Der Abend ist ein Panoptikum am offenen Grab - ein sonderbarer Einstieg in eine neue Ära," schreibt Sabine Busch-Frank im Donaukurier (9.10.2010). Trotz "Schaupielregie vom Feinsten", die sie dem dem Abend auf der Haben-Seite gutschreibt. Zweieinviertel Stunden ohne Pause gehe es "zur Sache" - Simons jage "den heimgekehrten Soldaten durch die vielfältigen Höllen und karge Himmel des Romans, als wäre er auf der Flucht - und jagt das Publikum durch manche Ermüdung und Länge, aber auch durch viele glänzend geglückte Theatermomente." Die Dramatisierung von Koen Tachelet sei problematisch, "obwohl - oder eben weil - sie den Roman so wörtlich zu nehmen bestrebt ist. Gesprochene Szenenanweisungen klingen hier nach Blindenversionen von TV-Sendungen und töten die Szene. Naturgemäß muss aus vielen inneren Vorgängen des Buches am Theater ein Dialog werden, aber hier scheinen die Schauspieler bei solchen Passagen oft förmlich Treibsand einzuatmen."

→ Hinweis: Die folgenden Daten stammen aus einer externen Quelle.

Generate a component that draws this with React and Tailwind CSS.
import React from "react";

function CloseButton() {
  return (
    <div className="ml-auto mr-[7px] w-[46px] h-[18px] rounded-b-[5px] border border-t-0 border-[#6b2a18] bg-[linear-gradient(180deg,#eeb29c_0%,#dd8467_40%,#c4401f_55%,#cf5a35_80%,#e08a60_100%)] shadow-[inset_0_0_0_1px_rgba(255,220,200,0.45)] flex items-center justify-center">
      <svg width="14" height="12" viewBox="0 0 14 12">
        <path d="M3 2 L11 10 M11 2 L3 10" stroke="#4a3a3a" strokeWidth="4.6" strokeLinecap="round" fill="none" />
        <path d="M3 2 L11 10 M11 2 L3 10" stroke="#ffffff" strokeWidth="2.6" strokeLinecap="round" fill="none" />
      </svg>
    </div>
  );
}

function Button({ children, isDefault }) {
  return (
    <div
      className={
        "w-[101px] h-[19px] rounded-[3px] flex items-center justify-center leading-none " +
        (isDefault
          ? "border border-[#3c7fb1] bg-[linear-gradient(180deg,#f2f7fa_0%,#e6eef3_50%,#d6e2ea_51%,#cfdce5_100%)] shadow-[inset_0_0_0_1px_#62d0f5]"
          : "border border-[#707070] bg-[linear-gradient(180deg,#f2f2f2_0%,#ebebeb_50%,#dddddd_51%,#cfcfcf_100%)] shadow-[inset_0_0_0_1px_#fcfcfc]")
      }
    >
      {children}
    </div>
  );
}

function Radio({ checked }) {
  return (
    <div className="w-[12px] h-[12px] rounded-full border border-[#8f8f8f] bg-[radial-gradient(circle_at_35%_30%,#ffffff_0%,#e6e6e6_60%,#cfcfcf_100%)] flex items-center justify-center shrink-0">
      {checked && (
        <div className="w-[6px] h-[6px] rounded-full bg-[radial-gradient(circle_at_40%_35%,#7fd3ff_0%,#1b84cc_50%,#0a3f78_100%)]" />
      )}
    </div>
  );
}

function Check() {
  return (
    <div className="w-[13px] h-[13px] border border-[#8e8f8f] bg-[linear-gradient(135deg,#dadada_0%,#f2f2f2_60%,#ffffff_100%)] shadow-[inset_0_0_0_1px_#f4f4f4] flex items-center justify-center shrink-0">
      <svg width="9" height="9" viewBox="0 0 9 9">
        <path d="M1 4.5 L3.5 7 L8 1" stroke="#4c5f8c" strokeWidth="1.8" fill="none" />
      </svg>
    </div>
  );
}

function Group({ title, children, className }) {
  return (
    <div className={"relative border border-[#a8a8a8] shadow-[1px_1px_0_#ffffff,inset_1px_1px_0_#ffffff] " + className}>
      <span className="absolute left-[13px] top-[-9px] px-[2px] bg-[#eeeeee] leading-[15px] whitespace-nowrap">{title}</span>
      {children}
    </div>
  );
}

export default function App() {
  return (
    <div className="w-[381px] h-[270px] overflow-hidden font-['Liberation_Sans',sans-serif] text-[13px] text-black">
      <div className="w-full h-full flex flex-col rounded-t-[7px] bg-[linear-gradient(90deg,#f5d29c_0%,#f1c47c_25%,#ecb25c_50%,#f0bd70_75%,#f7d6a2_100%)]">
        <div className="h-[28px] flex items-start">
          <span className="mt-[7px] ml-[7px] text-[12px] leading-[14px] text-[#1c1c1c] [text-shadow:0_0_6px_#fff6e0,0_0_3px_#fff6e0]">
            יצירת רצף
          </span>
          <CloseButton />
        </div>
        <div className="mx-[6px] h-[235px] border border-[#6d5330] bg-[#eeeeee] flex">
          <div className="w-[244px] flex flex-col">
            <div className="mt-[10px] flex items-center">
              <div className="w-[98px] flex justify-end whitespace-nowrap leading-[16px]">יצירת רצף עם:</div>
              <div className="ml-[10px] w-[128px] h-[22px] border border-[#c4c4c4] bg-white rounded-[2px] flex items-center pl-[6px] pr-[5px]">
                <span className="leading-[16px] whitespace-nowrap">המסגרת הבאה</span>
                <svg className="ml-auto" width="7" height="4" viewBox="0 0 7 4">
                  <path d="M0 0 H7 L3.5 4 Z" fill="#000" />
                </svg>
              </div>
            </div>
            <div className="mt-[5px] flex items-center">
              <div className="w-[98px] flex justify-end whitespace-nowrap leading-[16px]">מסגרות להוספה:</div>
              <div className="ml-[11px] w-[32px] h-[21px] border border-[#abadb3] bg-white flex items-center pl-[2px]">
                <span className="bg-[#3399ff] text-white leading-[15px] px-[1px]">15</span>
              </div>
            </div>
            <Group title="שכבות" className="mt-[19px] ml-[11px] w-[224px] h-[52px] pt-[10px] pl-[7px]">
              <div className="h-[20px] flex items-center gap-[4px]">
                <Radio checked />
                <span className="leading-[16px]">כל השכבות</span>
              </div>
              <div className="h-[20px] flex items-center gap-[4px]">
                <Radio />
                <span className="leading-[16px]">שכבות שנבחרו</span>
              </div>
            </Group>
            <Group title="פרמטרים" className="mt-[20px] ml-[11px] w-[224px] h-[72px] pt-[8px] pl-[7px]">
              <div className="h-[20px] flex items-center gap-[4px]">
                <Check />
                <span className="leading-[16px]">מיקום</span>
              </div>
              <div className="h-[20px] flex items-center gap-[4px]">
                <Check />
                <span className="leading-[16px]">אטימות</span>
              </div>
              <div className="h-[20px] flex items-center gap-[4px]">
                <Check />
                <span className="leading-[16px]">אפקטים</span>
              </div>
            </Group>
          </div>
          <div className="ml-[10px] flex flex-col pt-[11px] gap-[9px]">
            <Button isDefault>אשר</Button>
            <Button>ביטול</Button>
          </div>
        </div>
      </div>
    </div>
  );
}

Johan Simons inszeniere in "Hotel Savoy" das, "was der Leser beim Lesen macht, Imaginieren" nämlich, in diesem Fall also "gemeinsames Imaginieren", schreibt Peter Michalzik in der Frankfurter Rundschau (11.10.2010). "Sicher und angstfrei" wirke dieser Neubeginn an den Kammerspielen, niemand trumpfe auf. "Simons gilt manchem als verkopfter Regisseur, dabei ist seine Regie-Sprache einfach und erdig, nur eben vollkommen anti-illusionistisch. Der eigentliche Zauber geht von den Schauspielern aus, sie lassen die schrägen Vögel, die im Hotel gestrandet sind, aus dem Nichts erstehen." Die "größte Zauberin" sei Brigitte Hobmeier, "versponnen und bodenständig, entrückt und bajuwarisch, spielt sie etwa zehn Rollen in dauernder Verwandlung."

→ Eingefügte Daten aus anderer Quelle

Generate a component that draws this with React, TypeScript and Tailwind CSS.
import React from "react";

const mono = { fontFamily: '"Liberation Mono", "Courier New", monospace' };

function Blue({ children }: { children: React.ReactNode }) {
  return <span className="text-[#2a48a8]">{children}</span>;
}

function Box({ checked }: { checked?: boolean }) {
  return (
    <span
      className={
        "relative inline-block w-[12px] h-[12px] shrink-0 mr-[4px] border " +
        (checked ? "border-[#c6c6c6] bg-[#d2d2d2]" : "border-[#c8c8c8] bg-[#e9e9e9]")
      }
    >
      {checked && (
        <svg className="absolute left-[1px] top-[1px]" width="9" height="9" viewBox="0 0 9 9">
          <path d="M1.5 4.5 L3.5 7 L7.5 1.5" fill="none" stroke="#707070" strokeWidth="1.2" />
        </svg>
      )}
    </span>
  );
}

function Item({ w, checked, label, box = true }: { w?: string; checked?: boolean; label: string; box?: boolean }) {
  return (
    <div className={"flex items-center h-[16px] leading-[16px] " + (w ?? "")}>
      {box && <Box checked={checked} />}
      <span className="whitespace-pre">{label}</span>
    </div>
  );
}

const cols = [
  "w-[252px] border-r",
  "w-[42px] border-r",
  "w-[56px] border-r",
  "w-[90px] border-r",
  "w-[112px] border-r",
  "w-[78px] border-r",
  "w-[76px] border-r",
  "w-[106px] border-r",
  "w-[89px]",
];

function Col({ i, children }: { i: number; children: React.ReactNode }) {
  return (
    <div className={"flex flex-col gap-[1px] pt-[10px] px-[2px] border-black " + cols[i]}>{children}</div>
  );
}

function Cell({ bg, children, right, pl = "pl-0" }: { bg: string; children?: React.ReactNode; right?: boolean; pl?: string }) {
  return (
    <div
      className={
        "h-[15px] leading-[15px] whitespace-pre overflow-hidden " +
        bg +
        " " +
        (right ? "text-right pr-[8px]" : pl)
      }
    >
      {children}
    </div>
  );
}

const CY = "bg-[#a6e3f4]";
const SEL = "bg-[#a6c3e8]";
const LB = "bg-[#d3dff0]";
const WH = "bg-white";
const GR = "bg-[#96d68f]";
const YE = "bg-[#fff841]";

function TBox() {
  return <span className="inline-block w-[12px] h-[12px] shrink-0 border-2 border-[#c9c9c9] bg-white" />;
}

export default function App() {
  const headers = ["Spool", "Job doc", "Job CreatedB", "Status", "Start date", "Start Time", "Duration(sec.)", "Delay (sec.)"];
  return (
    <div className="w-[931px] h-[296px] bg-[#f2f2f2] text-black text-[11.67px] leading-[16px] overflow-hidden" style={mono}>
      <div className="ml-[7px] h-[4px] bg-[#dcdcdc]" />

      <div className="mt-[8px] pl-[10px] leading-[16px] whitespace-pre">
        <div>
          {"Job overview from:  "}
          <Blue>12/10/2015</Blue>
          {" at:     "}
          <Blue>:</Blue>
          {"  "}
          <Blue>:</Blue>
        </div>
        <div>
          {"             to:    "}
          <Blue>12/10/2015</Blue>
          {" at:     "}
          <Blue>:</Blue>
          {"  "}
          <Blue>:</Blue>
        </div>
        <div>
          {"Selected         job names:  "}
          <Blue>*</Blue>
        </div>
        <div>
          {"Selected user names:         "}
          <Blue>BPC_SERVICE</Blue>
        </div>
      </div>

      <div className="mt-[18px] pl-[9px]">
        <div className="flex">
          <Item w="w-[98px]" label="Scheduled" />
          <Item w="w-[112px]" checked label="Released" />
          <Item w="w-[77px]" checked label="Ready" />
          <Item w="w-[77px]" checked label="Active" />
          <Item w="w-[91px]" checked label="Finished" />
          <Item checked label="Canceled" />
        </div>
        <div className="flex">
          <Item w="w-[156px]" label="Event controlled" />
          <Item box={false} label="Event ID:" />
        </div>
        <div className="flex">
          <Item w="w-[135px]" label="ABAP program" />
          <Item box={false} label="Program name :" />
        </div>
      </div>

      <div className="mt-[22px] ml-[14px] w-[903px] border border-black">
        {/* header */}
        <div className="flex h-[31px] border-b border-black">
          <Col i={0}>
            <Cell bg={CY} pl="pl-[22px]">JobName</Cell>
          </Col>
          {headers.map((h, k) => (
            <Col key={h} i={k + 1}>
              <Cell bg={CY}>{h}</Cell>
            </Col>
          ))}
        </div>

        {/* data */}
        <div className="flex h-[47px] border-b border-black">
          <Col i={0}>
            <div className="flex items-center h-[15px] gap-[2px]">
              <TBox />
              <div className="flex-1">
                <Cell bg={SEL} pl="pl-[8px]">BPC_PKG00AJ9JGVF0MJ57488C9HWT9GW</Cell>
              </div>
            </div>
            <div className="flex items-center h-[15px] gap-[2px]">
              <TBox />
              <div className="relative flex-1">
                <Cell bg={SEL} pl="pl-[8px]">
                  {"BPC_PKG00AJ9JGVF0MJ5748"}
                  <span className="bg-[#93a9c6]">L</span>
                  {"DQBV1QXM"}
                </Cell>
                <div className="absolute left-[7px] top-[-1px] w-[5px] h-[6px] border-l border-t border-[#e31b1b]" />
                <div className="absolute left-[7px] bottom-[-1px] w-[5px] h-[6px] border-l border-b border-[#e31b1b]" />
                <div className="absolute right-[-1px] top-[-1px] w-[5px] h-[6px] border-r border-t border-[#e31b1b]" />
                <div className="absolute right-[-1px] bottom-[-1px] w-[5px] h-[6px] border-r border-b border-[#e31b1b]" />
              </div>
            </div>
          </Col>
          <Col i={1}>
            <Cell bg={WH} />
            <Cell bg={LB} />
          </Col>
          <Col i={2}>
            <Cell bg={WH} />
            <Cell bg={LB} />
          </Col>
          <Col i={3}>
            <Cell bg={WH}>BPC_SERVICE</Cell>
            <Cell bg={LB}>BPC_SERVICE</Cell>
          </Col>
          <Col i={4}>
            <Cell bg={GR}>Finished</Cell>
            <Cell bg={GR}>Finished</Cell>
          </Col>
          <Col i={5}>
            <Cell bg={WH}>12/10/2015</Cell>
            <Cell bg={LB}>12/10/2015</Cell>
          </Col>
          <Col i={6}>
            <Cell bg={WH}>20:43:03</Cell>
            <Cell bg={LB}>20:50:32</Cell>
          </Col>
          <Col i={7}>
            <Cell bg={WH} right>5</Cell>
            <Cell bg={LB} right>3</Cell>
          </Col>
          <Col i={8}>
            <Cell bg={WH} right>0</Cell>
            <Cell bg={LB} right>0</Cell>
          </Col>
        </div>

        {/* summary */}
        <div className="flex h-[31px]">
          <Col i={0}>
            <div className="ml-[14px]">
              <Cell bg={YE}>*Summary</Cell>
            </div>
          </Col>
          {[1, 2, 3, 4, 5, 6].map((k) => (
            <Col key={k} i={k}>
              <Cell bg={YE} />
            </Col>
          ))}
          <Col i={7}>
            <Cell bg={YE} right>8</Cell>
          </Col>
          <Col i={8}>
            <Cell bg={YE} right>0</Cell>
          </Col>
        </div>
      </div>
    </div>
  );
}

Die erste Stunde des dramatisierten "Hotel Savoy" ziehe sich, meint Ulrich Weinzierl in der Welt (11.10.2010): "Allzu üppig wird erklärt, kommentiert, Erzähltext von Figuren präsentiert. Derlei lesen wir doch lieber selber." Doch dann gelängen Johan Simons "zunehmend atmosphärisch dichte, packende Szenen. Dazu tragen glänzende Darsteller das Ihre bei: In erster Linie Steven Scharfs Gabriel Dan in seiner massigen, tumben Schwerfälligkeit oder der anrührende Stephan Bissmeier und die virtuose Verwandlungskünstlerin Brigitte Hobmeier in jeweils mehreren Partien. Der Dauer-Revoluzzer Zwonimir Pansin alias Wolfgang Pregler ist ein Energiebündel der Sonderklasse. Nicht zu vergessen Bert Neumanns trefflicher Bühnenraum, der - die Halle der Länge nach teilend - mittels weniger Zeichen und Requisiten einer Straße der Verlierer und Verirrten gleicht."

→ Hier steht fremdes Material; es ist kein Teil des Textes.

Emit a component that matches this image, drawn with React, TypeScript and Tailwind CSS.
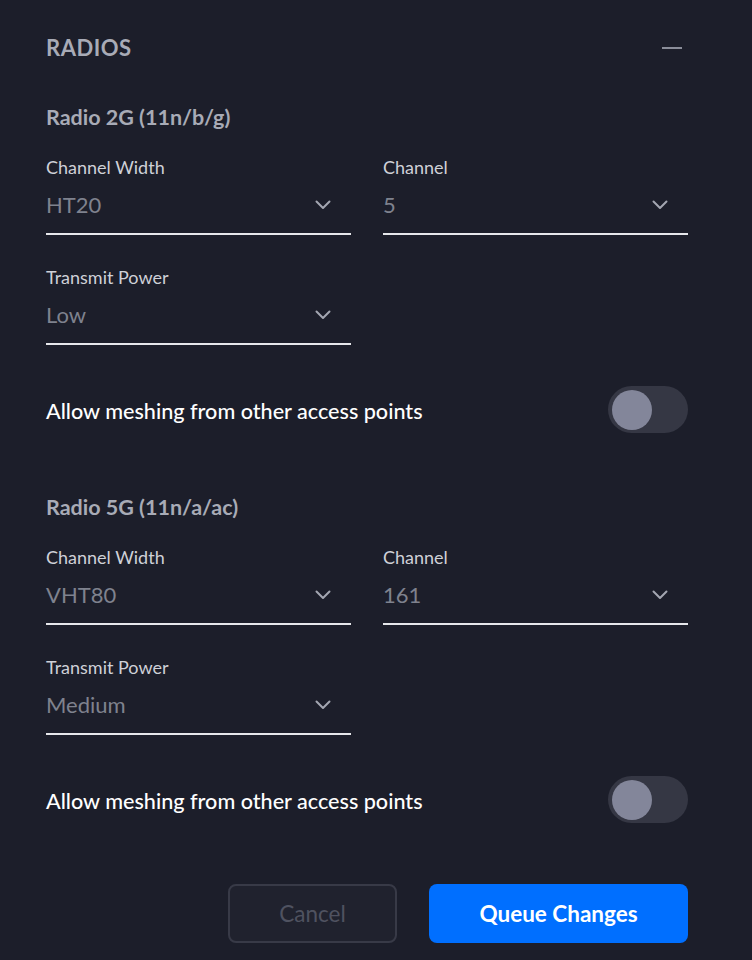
import React, { useState } from 'react';

const font = { fontFamily: 'Lato, "Noto Sans", sans-serif' };

const Chevron: React.FC = () => (
  <svg width="16" height="10" viewBox="0 0 16 10" fill="none" className="text-[#a3a6b1]">
    <path d="M1.5 1.5L8 8L14.5 1.5" stroke="currentColor" strokeWidth="2" strokeLinecap="round" strokeLinejoin="round" />
  </svg>
);

const SelectField: React.FC<{ label: string; value: string }> = ({ label, value }) => (
  <div className="flex flex-col">
    <span className="text-[18px] leading-[20px] text-[#cfd1d8]">{label}</span>
    <div className="mt-4 flex items-center justify-between pb-4 pr-[20px] border-b-2 border-[#e6e7eb]">
      <span className="text-[22px] leading-[24px] text-[#7f828e]">{value}</span>
      <Chevron />
    </div>
  </div>
);

const Toggle: React.FC<{ on: boolean; onChange: () => void }> = ({ on, onChange }) => (
  <button
    onClick={onChange}
    className={`w-[80px] h-[47px] rounded-full p-[4px] flex items-center ${on ? 'bg-[#006fff] justify-end' : 'bg-[#353744] justify-start'}`}
  >
    <span className="block w-[40px] h-[40px] rounded-full bg-[#83869a]" />
  </button>
);

const RadioBlock: React.FC<{
  title: string;
  width: string;
  channel: string;
  power: string;
}> = ({ title, width, channel, power }) => {
  const [mesh, setMesh] = useState(false);
  return (
    <div className="flex flex-col">
      <h3 className="text-[21.5px] leading-[24px] font-bold text-[#a8abb6]">{title}</h3>
      <div className="mt-[28px] grid grid-cols-2 gap-x-8 gap-y-8">
        <SelectField label="Channel Width" value={width} />
        <SelectField label="Channel" value={channel} />
        <SelectField label="Transmit Power" value={power} />
      </div>
      <div className="mt-[41px] flex items-center justify-between">
        <span className="text-[21.6px] leading-[24px] font-medium text-white pt-[3px]">
          Allow meshing from other access points
        </span>
        <Toggle on={mesh} onChange={() => setMesh(!mesh)} />
      </div>
    </div>
  );
};

const App: React.FC = () => {
  return (
    <div className="min-h-screen w-full bg-[#1c1e2a]" style={font}>
      <div className="pl-[46px] pr-[64px] pt-[36px] pb-[17px] flex flex-col">
        <div className="flex items-center justify-between">
          <h2 className="text-[22px] leading-[24px] font-bold tracking-[0.5px] text-[#a8abb6]">RADIOS</h2>
          <span className="block w-[20px] h-[2px] bg-[#8a8d99] mr-[6px]" />
        </div>

        <div className="mt-[45px]">
          <RadioBlock title="Radio 2G (11n/b/g)" width="HT20" channel="5" power="Low" />
        </div>

        <div className="mt-[62px]">
          <RadioBlock title="Radio 5G (11n/a/ac)" width="VHT80" channel="161" power="Medium" />
        </div>

        <div className="mt-[61px] flex justify-end gap-8">
          <button className="w-[169px] h-[59px] rounded-[8px] border-2 border-[#383a47] bg-[#20222e] text-[22.5px] text-[#4f5260]">
            Cancel
          </button>
          <button className="w-[259px] h-[59px] rounded-[8px] bg-[#006fff] text-[22.5px] font-bold text-white">
            Queue Changes
          </button>
        </div>
      </div>
    </div>
  );
};

export default App;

Die Auftaktinszenierung der neuen Intendanz an den Münchner Kammerspielen zeige, "wie klug es war, dass sich Johan Simons für eine Ensemblekontinuität entschieden und viele der Schauspieler übernommen hat, die unter Frank Baumbauer in den letzten Jahren die Kammerspiele mit ihrer Persönlichkeit geprägt haben", meint Sven Ricklefs auf Deutschlandfunk (9.10.2010). "Während Simons sowohl im Internet als auch in der Realität etwa ästhetisch im Erscheinungsbild der Kammerspiele einen Neubeginn proklamiert und dramaturgisch im Spielplan sehr eigenwillige sperrige Akzente setzt, kann der neue Intendant so zugleich auf ein Ensemble zurückgreifen, das zu Recht als eines der besten im deutschsprachigen Raum gilt. Und so war diese Auftaktinszenierung als eine intensive Erzählung und als ein Schauspielerfest zugleich eine Verheißung!"

"Simons' und Tachelets Revue verdeckt mit Federbüschen, ostjüdischer Romantik und lautem Musikmix, dass ihr ein überzeugender Anlass fehlt", schreibt Barbara Villiger Heilig in der Neuen Zürcher Zeitung (12.10.2010). Außerdem wirke alles etwas zu handlich und prosaisch "für Roths poetisches Kunstwerk, das Atmosphären heraufbeschwört, Licht und Schatten hervorzaubert, Kulissen emporzieht und Figuren dazwischensetzt, deren Sonderbarkeiten der Ich-Erzähler in Sprache kleidet, ohne ihr Geheimnis zu verraten."

"Simon's Regie geht so empathisch wie komisch dem Leben und Träumen einsamer Heimatsuchender nach", jubelt Teresa Grenzmann in der Frankfurter Allgemeinen Zeitung (12.10.2010): "Mit genauso viel Liebe zum epischen Original, wie er es schon am selben Ort in der gefeierten Bühnenfassung von Roths 'Hiob' demonstriert hat." Um Gabriel herum lerne man das kuriose Personal des Romans lieben, gerade der formidablen Schauspieler wegen.